▶ [Problem details]: Reproduce the listing below in full and without alteration, apart from its pictures.

▶ [Web page code records]:
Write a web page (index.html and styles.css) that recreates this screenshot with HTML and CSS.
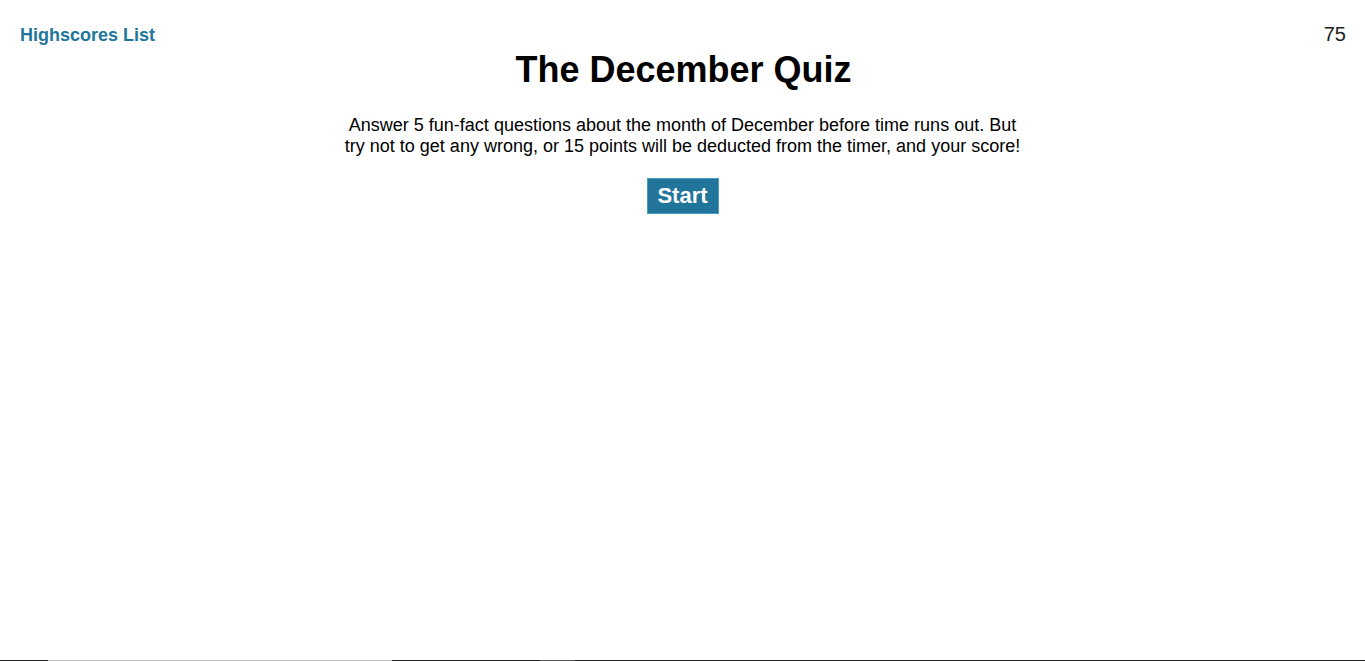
FILE: index.html
```html
<!DOCTYPE html>
<html lang="en">
<head>
<meta charset="utf-8">
<title>The December Quiz</title>
<link rel="stylesheet" href="styles.css">
</head>
<body>
<header class="topbar">
  <a class="highscores" href="#">Highscores List</a>
  <span class="timer">75</span>
</header>
<main class="quiz">
  <h1 class="title">The December Quiz</h1>
  <p class="intro">Answer 5 fun-fact questions about the month of December before time runs out. But try not to get any wrong, or 15 points will be deducted from the timer, and your score!</p>
  <button class="start" type="button">Start</button>
</main>
<div class="edge">
  <span class="seg dark s1"></span>
  <span class="seg light s2"></span>
  <span class="seg dark s3"></span>
  <span class="seg mid s4"></span>
  <span class="seg dark s5"></span>
</div>
</body>
</html>
```
FILE: styles.css
```css
html, body {
  margin: 0;
  padding: 0;
  background: #fff;
  font-family: "Liberation Sans", Arial, sans-serif;
  color: #000;
}
.topbar {
  display: flex;
  justify-content: space-between;
  align-items: flex-start;
  padding: 24px 19px 0 20px;
  height: 24px;
}
.highscores {
  color: #21769c;
  font-weight: bold;
  font-size: 18px;
  margin-top: 1px;
  text-decoration: none;
}
.timer {
  font-size: 20px;
  color: #222;
  margin-top: -1px;
}
.quiz {
  display: flex;
  flex-direction: column;
  align-items: center;
}
.title {
  font-size: 36px;
  font-weight: bold;
  margin: 1px 0 0 2px;
  line-height: 42px;
}
.intro {
  width: 686px;
  text-align: center;
  font-size: 18px;
  line-height: 21px;
  margin: 24px 0 21px;
}
.start {
  background: #21759b;
  color: #fff;
  font-family: "Liberation Sans", Arial, sans-serif;
  font-weight: bold;
  font-size: 22px;
  border: 1px solid #4a9bc0;
  padding: 4px 10px 4px 9px;
  margin-left: 1px;
  height: 36px;
  cursor: pointer;
}
.edge {
  position: fixed;
  left: 0;
  right: 0;
  bottom: 0;
  height: 1px;
  display: flex;
}
.seg { height: 1px; }
.dark { background: #222; }
.light { background: #c0c0c0; }
.mid { background: #555; }
.s1 { width: 48px; }
.s2 { width: 344px; }
.s3 { width: 148px; }
.s4 { width: 35px; }
.s5 { flex: 1; }
```
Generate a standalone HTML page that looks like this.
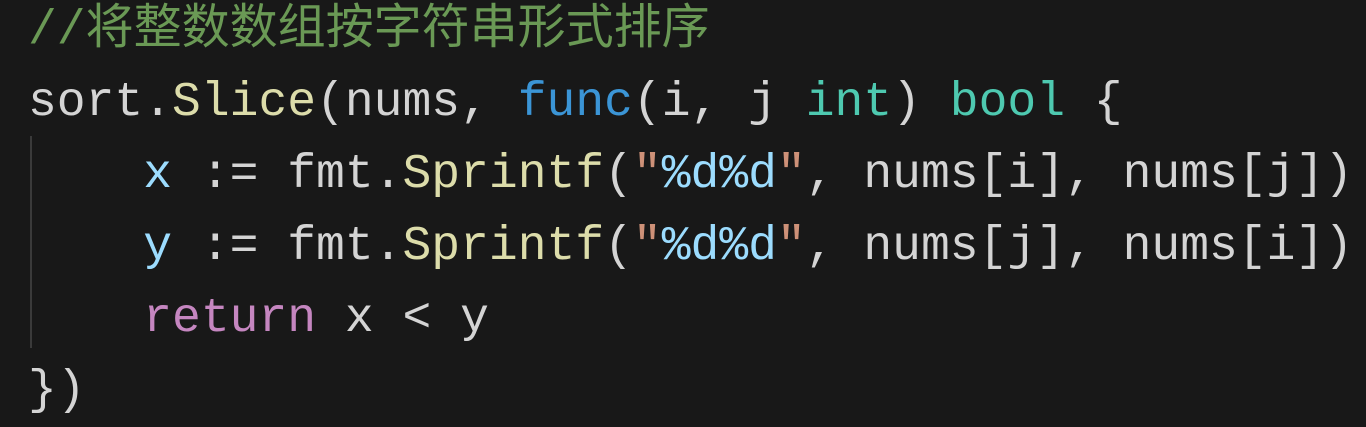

▶ [Written response]:
Write a web page (index.html and styles.css) that recreates this screenshot with HTML and CSS.
FILE: index.html
```html
<!DOCTYPE html>
<html lang="en">
<head>
<meta charset="utf-8">
<title>The December Quiz</title>
<link rel="stylesheet" href="styles.css">
</head>
<body>
<header class="topbar">
  <a class="highscores" href="#">Highscores List</a>
  <span class="timer">75</span>
</header>
<main class="quiz">
  <h1 class="title">The December Quiz</h1>
  <p class="intro">Answer 5 fun-fact questions about the month of December before time runs out. But try not to get any wrong, or 15 points will be deducted from the timer, and your score!</p>
  <button class="start" type="button">Start</button>
</main>
<div class="edge">
  <span class="seg dark s1"></span>
  <span class="seg light s2"></span>
  <span class="seg dark s3"></span>
  <span class="seg mid s4"></span>
  <span class="seg dark s5"></span>
</div>
</body>
</html>
```
FILE: styles.css
```css
html, body {
  margin: 0;
  padding: 0;
  background: #fff;
  font-family: "Liberation Sans", Arial, sans-serif;
  color: #000;
}
.topbar {
  display: flex;
  justify-content: space-between;
  align-items: flex-start;
  padding: 24px 19px 0 20px;
  height: 24px;
}
.highscores {
  color: #21769c;
  font-weight: bold;
  font-size: 18px;
  margin-top: 1px;
  text-decoration: none;
}
.timer {
  font-size: 20px;
  color: #222;
  margin-top: -1px;
}
.quiz {
  display: flex;
  flex-direction: column;
  align-items: center;
}
.title {
  font-size: 36px;
  font-weight: bold;
  margin: 1px 0 0 2px;
  line-height: 42px;
}
.intro {
  width: 686px;
  text-align: center;
  font-size: 18px;
  line-height: 21px;
  margin: 24px 0 21px;
}
.start {
  background: #21759b;
  color: #fff;
  font-family: "Liberation Sans", Arial, sans-serif;
  font-weight: bold;
  font-size: 22px;
  border: 1px solid #4a9bc0;
  padding: 4px 10px 4px 9px;
  margin-left: 1px;
  height: 36px;
  cursor: pointer;
}
.edge {
  position: fixed;
  left: 0;
  right: 0;
  bottom: 0;
  height: 1px;
  display: flex;
}
.seg { height: 1px; }
.dark { background: #222; }
.light { background: #c0c0c0; }
.mid { background: #555; }
.s1 { width: 48px; }
.s2 { width: 344px; }
.s3 { width: 148px; }
.s4 { width: 35px; }
.s5 { flex: 1; }
```
Generate a standalone HTML page that looks like this.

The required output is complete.